Every scanner sits somewhere on a precision/recall curve. Tune a rule engine to catch every possible instance of a vulnerability pattern (say, any use of a string-concatenation function near a SQL call), and you'll also catch every safe, parameterized, already-sanitized instance of that same pattern. Tune it tighter to cut noise, and you risk missing the one case that's actually exploitable. This isn't a bug you can code away — it's a structural property of how a detection engine reasons about code.

The variable that actually moves the needle is context. A tool that only looks at a single file or function in isolation has to guess at exploitability. A tool that can trace whether tainted input actually reaches a dangerous sink, whether the vulnerable code path is reachable at runtime, and whether the dependency carrying the flaw is even loaded, has real signal to work with. That's why "false positive rate" isn't really a single number vendors can quote — it's a function of how much context the underlying engine has access to, and how much of the software delivery pipeline it can see.

How Checkmarx Approaches Detection Accuracy

Checkmarx built its reputation as a SAST platform: a query-based static analysis engine (originally CxSAST, now consolidated under CxOne) that scans source code against a large library of vulnerability queries across many languages, plus SCA for open-source dependency scanning. That's a well-established, verifiable position in the market — Checkmarx is fundamentally a code-and-dependency scanning platform, and it has invested in prioritization features to help teams cut through query results.

Two things worth verifying directly with Checkmarx if you're evaluating it: first, how much of its risk scoring is based on static reachability analysis within a single repo versus signals from how that code is actually built, packaged, and deployed. Static analysis products, by design, primarily reason about code as text and structure — they generally do not have native visibility into your CI/CD pipeline's build provenance, artifact signing status, or which third-party binaries and container layers actually ship in production. Second, ask what happens to findings once they leave the scanner: does prioritization data flow into your ticketing and CI gates automatically, or does it require manual export and rule-tuning per project? Those two questions matter more than any aggregate accuracy claim, because they determine whether your team spends its time on triage or on fixes.

How Safeguard Approaches Detection Accuracy

Safeguard is built around the software supply chain rather than the codebase in isolation. That distinction changes what "false positive" even means. Instead of asking only "does this code pattern look risky," Safeguard correlates findings across the full path a piece of software takes: source, dependencies, build pipeline, artifact registry, and runtime deployment. Concretely, that means:

  • SBOM-driven dependency context. Safeguard generates and tracks software bills of materials so a vulnerable package is flagged with knowledge of whether it's actually included in a shipped artifact — not just referenced somewhere in a manifest file.
  • Build provenance and artifact integrity checks.
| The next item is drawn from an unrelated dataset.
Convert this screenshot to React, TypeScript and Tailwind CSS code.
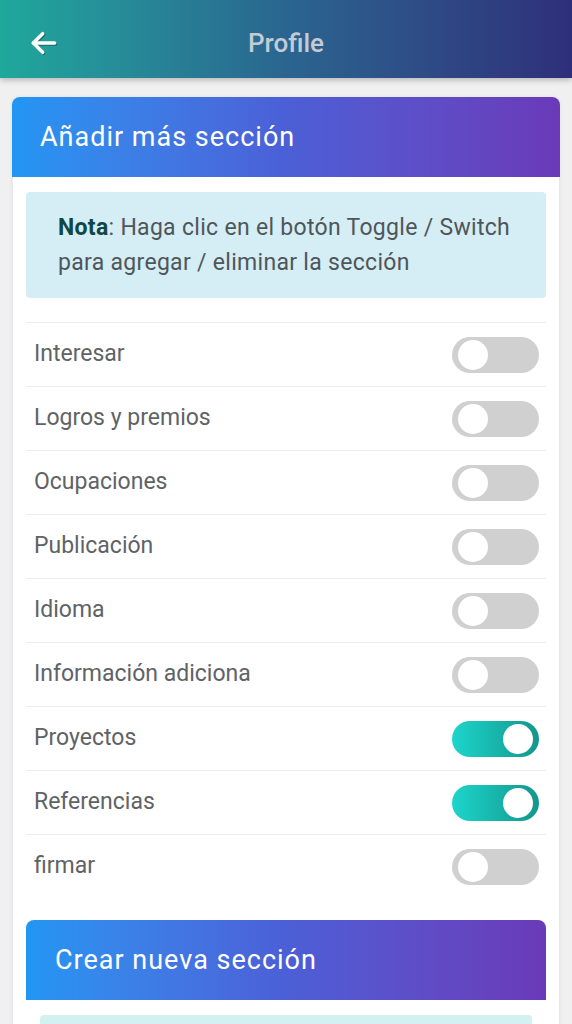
import React from "react";

const rows: { label: string; on: boolean }[] = [
  { label: "Interesar", on: false },
  { label: "Logros y premios", on: false },
  { label: "Ocupaciones", on: false },
  { label: "Publicación", on: false },
  { label: "Idioma", on: false },
  { label: "Información adiciona", on: false },
  { label: "Proyectos", on: true },
  { label: "Referencias", on: true },
  { label: "firmar", on: false },
];

function Toggle({ on }: { on: boolean }) {
  return on ? (
    <div className="w-[87px] h-[36px] rounded-full bg-gradient-to-r from-[#1dd5cb] to-[#12978c] flex items-center justify-end pr-[6px]">
      <div className="w-[30px] h-[30px] rounded-full bg-white" />
    </div>
  ) : (
    <div className="w-[87px] h-[36px] rounded-full bg-[#d0d0d0] flex items-center pl-[6px]">
      <div className="w-[30px] h-[30px] rounded-full bg-white" />
    </div>
  );
}

export default function App() {
  return (
    <div className="w-[572px] h-[1024px] overflow-hidden bg-[#f0f0f0] font-['Roboto',sans-serif]">
      <header className="h-[78px] pt-[8px] grid grid-cols-[100px_1fr_100px] items-center bg-gradient-to-r from-[#1fa89c] via-[#2a6590] to-[#2e2f7a] shadow-[0_2px_6px_rgba(0,0,0,0.25)]">
        <div className="pl-[28px] flex items-center">
          <svg width="32" height="32" viewBox="0 0 24 24" fill="none" stroke="#ffffff" strokeWidth="2.6" strokeLinecap="round" strokeLinejoin="round" className="drop-shadow-[1px_1px_0_rgba(0,0,0,0.3)]">
            <path d="M20 12H4" />
            <path d="M11 5l-7 7 7 7" />
          </svg>
        </div>
        <div className="text-center text-[26px] font-medium text-[#c4cbd4]">Profile</div>
        <div />
      </header>

      <div className="px-[12px] pt-[19px]">
        <div className="rounded-t-[8px] bg-white border border-[#ebe6ee] shadow-[0_0_4px_rgba(0,0,0,0.06)]">
          <div className="h-[80px] rounded-t-[8px] bg-gradient-to-r from-[#2196f3] via-[#4b5fd6] to-[#6a3ab8] flex items-center pl-[28px] -mx-px -mt-px">
            <span className="text-[27px] tracking-[1px] text-white">Añadir más sección</span>
          </div>
          <div className="px-[13px] pt-[15px]">
            <div className="rounded-[4px] bg-[#d5edf5] px-[32px] pt-[18px] pb-[18px] text-[23px] tracking-[0.3px] leading-[35px] text-[#4f5659]">
              <span className="font-bold text-[#0f4747]">Nota</span>: Haga clic en el botón Toggle / Switch para agregar / eliminar la sección
            </div>
            <div className="mt-[24px]">
              {rows.map((r) => (
                <div key={r.label} className="h-[64px] border-t border-[#ececec] flex items-center justify-between pl-[8px] pr-[7px]">
                  <span className="text-[23px] text-[#5f6366]">{r.label}</span>
                  <Toggle on={r.on} />
                </div>
              ))}
            </div>
            <div className="mt-[22px] rounded-t-[8px] overflow-hidden">
              <div className="h-[80px] bg-gradient-to-r from-[#2196f3] via-[#4b5fd6] to-[#6a3ab8] flex items-center pl-[29px]">
                <span className="text-[27px] tracking-[1px] text-white">Crear nueva sección</span>
              </div>
              <div className="bg-white pt-[15px] px-[14px]">
                <div className="h-[40px] rounded-[4px] bg-[#d3f1f0]" />
              </div>
            </div>
          </div>
        </div>
      </div>
    </div>
  );
}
Findings are tied to verifiable build attestations, so a scan result carries information about where the artifact came from and whether it matches what was reviewed, which reduces the number of "this was already fixed upstream" false alarms that plague dependency-only scanners.
  • Pipeline-native gating. Policies run at the CI/CD stage where the artifact is produced, so teams control severity thresholds and exception rules in the same place engineers already work, rather than in a separate portal.
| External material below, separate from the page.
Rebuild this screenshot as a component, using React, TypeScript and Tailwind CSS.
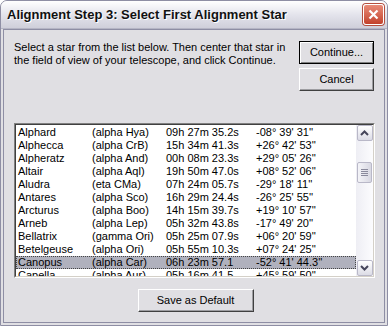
import React from "react";

const stars = [
  ["Alphard", "(alpha Hya)", "09h 27m 35.2s", "-08° 39' 31''"],
  ["Alphecca", "(alpha CrB)", "15h 34m 41.3s", "+26° 42' 53''"],
  ["Alpheratz", "(alpha And)", "00h 08m 23.3s", "+29° 05' 26''"],
  ["Altair", "(alpha Aql)", "19h 50m 47.0s", "+08° 52' 06''"],
  ["Aludra", "(eta CMa)", "07h 24m 05.7s", "-29° 18' 11''"],
  ["Antares", "(alpha Sco)", "16h 29m 24.4s", "-26° 25' 55''"],
  ["Arcturus", "(alpha Boo)", "14h 15m 39.7s", "+19° 10' 57''"],
  ["Arneb", "(alpha Lep)", "05h 32m 43.8s", "-17° 49' 20''"],
  ["Bellatrix", "(gamma Ori)", "05h 25m 07.9s", "+06° 20' 59''"],
  ["Betelgeuse", "(alpha Ori)", "05h 55m 10.3s", "+07° 24' 25''"],
  ["Canopus", "(alpha Car)", "06h 23m 57.1", "-52° 41' 44.3''"],
  ["Capella", "(alpha Aur)", "05h 16m 41.5", "+45° 59' 50''"],
];

const Btn = ({ label, def, cls }: { label: string; def?: boolean; cls: string }) => (
  <div
    className={`${cls} flex items-center justify-center bg-[#e0dfe3] text-[11px] text-black ${
      def
        ? "border border-black shadow-[inset_1px_1px_0_#ffffff,inset_-1px_-1px_0_#808080]"
        : "border border-t-white border-l-white border-b-[#404040] border-r-[#404040] shadow-[inset_-1px_-1px_0_#9d9da1]"
    }`}
  >
    {label}
  </div>
);

const Arrow = ({ up }: { up?: boolean }) => (
  <div className="h-[16px] w-[16px] mx-auto rounded-[2px] border border-[#b9b8c8] bg-gradient-to-b from-white to-[#dcdce6] flex items-center justify-center">
    <svg width="9" height="6" viewBox="0 0 9 6">
      <path
        d={up ? "M1 5 L4.5 1.5 L8 5" : "M1 1 L4.5 4.5 L8 1"}
        fill="none"
        stroke="#45455a"
        strokeWidth="2"
      />
    </svg>
  </div>
);

export default function App() {
  return (
    <div className="w-[390px] h-[326px] bg-white font-['Liberation_Sans',Arial,sans-serif]">
      <div className="w-[388px] h-[326px] flex flex-col rounded-t-[7px] border border-[#8e8ea4] bg-[#e0dfe3] overflow-hidden">
        <div className="h-[28px] flex items-center justify-between pl-[6px] pr-[3px] bg-gradient-to-b from-[#ffffff] via-[#e4e4ec] to-[#cfcfda] border-b border-[#b5b5c4]">
          <span className="text-[13px] font-bold text-[#111] [text-shadow:1px_1px_0_#ffffff]">
            Alignment Step 3: Select First Alignment Star
          </span>
          <div className="h-[21px] w-[21px] rounded-[3px] border border-white bg-gradient-to-b from-[#e88b78] to-[#c2412c] flex items-center justify-center shadow-[0_0_0_1px_#b45040]">
            <svg width="11" height="11" viewBox="0 0 11 11">
              <path d="M1.5 1.5 L9.5 9.5 M9.5 1.5 L1.5 9.5" stroke="white" strokeWidth="2.2" />
            </svg>
          </div>
        </div>
        <div className="flex-1 mx-[2px] mb-[2px] border border-[#8e8ea4] flex flex-col pl-[10px] pr-[7px]">
          <div className="flex justify-between pt-[11px] h-[93px]">
            <p className="text-[11px] leading-[13px] text-black w-[280px]">
              Select a star from the list below. Then center that star in the field of view of your
              telescope, and click Continue.
            </p>
            <div className="flex flex-col gap-[4px] mr-[3px]">
              <Btn label="Continue..." def cls="w-[75px] h-[23px]" />
              <Btn label="Cancel" cls="w-[75px] h-[23px]" />
            </div>
          </div>
          <div className="w-[361px] h-[155px] border border-t-[#808080] border-l-[#808080] border-b-white border-r-white">
            <div className="h-full border border-t-[#404040] border-l-[#404040] border-b-[#d4d0c8] border-r-[#d4d0c8] bg-white flex overflow-hidden">
              <div className="flex-1 pt-[1px] overflow-hidden">
                {stars.map((s, i) => (
                  <div
                    key={s[0]}
                    className={`flex h-[13px] items-center text-[11px] leading-[13px] text-black pl-[2px] ${
                      i === 10 ? "bg-[#b0b1bd] outline-1 outline-dotted outline-[#444] -outline-offset-1" : ""
                    }`}
                  >
                    <span className="w-[74px] shrink-0">{s[0]}</span>
                    <span className="w-[74px] shrink-0">{s[1]}</span>
                    <span className="w-[90px] shrink-0">{s[2]}</span>
                    <span>{s[3]}</span>
                  </div>
                ))}
              </div>
              <div className="w-[17px] bg-gradient-to-r from-[#eeeef4] to-[#fcfcfe] flex flex-col justify-between">
                <Arrow up />
                <div className="flex-1 relative">
                  <div className="absolute left-[1px] top-[21px] h-[21px] w-[15px] rounded-[2px] border border-[#b9b8c8] bg-gradient-to-r from-[#f4f4f8] to-[#d8d8e2] flex flex-col items-center justify-center gap-[1px]">
                    <div className="w-[7px] h-[1px] bg-[#8a8a9c]" />
                    <div className="w-[7px] h-[1px] bg-[#8a8a9c]" />
                    <div className="w-[7px] h-[1px] bg-[#8a8a9c]" />
                    <div className="w-[7px] h-[1px] bg-[#8a8a9c]" />
                  </div>
                </div>
                <Arrow />
              </div>
            </div>
          </div>
          <div className="flex justify-center mt-[11px]">
            <Btn label="Save as Default" cls="w-[116px] h-[23px]" />
          </div>
        </div>
      </div>
    </div>
  );
}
None of this claims Safeguard produces zero false positives — no scanner can honestly claim that. What it does mean is that Safeguard's precision improvements come from adding supply-chain-level signal (what's actually built and shipped) on top of code-level detection, rather than from tuning a single static analysis engine in isolation.

Which Metrics Should You Actually Ask Vendors For?

If you're comparing Safeguard and Checkmarx — or any two scanners — insist on numbers you can verify in a proof-of-concept rather than numbers from a slide deck:

  1. Findings-to-fix ratio. Run both tools against the same repository and count how many findings actually resulted in a code or dependency change versus how many were dismissed as won't-fix or false positive after triage.
  2. Time-to-triage per finding. Measure how long an engineer spends confirming or dismissing a single finding. This is often the biggest hidden cost of a noisy scanner and rarely shows up in vendor benchmarks.
  3. Reachability and runtime correlation. Ask whether flagged vulnerabilities are cross-checked against what's actually loaded or executed, not just what's present in a lockfile.
  4. Provenance coverage. Ask what percentage of your build artifacts can be traced back to a verified source commit and build step. This directly affects whether "vulnerable dependency" findings are even trustworthy.
  5. Suppression and exception audit trail. Every scanner accumulates suppressed findings over time. Ask how each platform tracks who suppressed what, when, and why — this is also a control auditors will ask about directly.

Run the same repository, same time window, and same severity thresholds through both platforms before making a decision. Aggregate "accuracy" percentages from marketing materials are not a substitute for a controlled comparison against your own codebase.

How Safeguard Helps

Safeguard's approach to the false positive/false negative tradeoff is to widen the aperture: instead of relying solely on static code analysis to guess at exploitability, findings are enriched with SBOM data, build provenance, and deployment context before they ever reach an engineer's queue. In practice this means:

  • Vulnerability findings are tied to whether the affected component is actually present in a built, shipped artifact — cutting down on alerts for code paths and dependencies that never make it to production.
  • Build attestations and provenance verification reduce false alarms caused by stale or mismatched version data, a common source of noise in dependency-only scanning.
  • Policy gates run directly in CI/CD, so teams can tune severity thresholds and exception handling where the build actually happens, with a full audit trail for every suppression — useful both for engineering hygiene and for SOC 2 / compliance evidence.
  • Supply chain visibility extends beyond source code to cover the artifacts, containers, and third-party components that traditional SAST and SCA tools were not designed to see end-to-end.

The goal isn't to promise a perfect scanner — that doesn't exist. It's to make sure the findings your team does see are the ones worth acting on, and that the ones you don't see aren't hiding in a blind spot between your code repo and your production environment. If you're currently weighing Checkmarx against a supply-chain-first approach, the best next step is the same one recommended above: run a real proof-of-concept against your own repositories and measure findings-to-fix ratio and time-to-triage directly, rather than relying on either vendor's claimed accuracy numbers.